The bus carries many many more people than the rail system in Britain, and that is even the case now with trains virtually running empty outside of commuter land. The Government has committed large sums to support the continuation of rail operations, and made changes to the commitments of franchisees to remove all business risk. We’d like to think that there’ll be a time for serious discussion about a more level playing field on future funding between buses and trains.

We’d also hope that the Government will remember that announcing new policy rules like the wearing of face covering and social distancing requirements at short notice is a huge challenge for the industry, and greater notice is needed, certainly more than three days, and at least a week.

Likewise, proper consultation by local authorities on the obviously necessary subject of street and road changes to reflect post-pandemic traffic patterns and the needs of pedestrians and cyclists, but recognising where proposals potentially disadvantage buses and their customers, and add to costs. 

One reward for all the effort put in by operators to rise to the challenge of the circumstances has been the generous kindness and serious recognition in the community of bus workers,  now often held up to a similar plateau of respect to our remarkable NHS staff.

Bus operators and their drivers cannot be policemen, so they can simply do their best to support passengers by information and encouragement on matters like face mask wearing and social distancing and how people should use the limited seating capacity.
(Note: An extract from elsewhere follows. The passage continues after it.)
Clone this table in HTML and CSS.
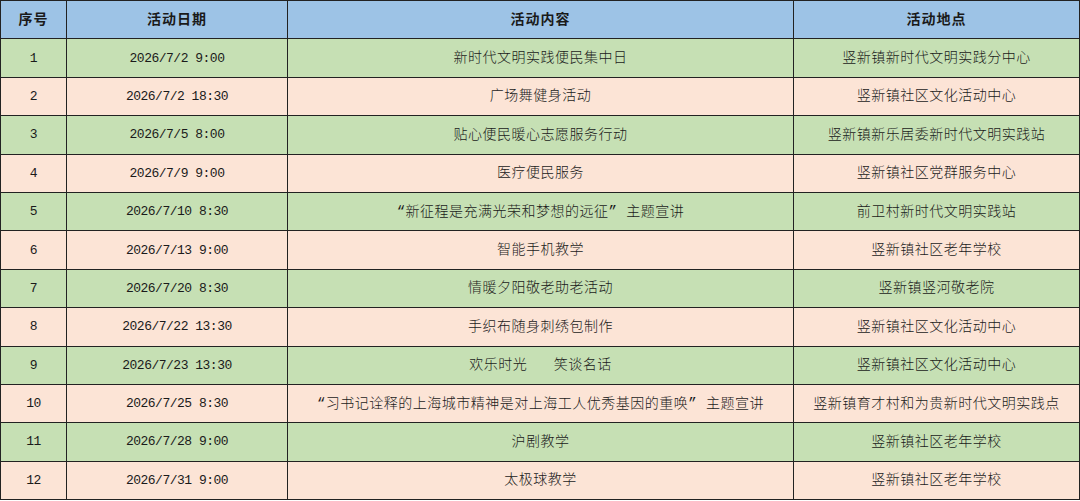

But they are committed to making the experience of bus travel as comfortable as they can in very difficult circumstances. New digital technology is being deployed to help with service information including the ability to check how many seats are available on a bus as it approaches a stop.

We do hope that it won’t be too long before the Government can step back from  the blanket and unhelpful advice of “avoiding public transport”. Our eyes must remain on the prize of how the bus can remain a key part of the solution to the ultimately bigger threat of climate change. We want to remain inside the active travel discussion – indeed, cycling and walking can help buses overcome congestion and be the best first/last mile solution – and how together we can be the key to our towns and cities moving freely, easily and sustainably.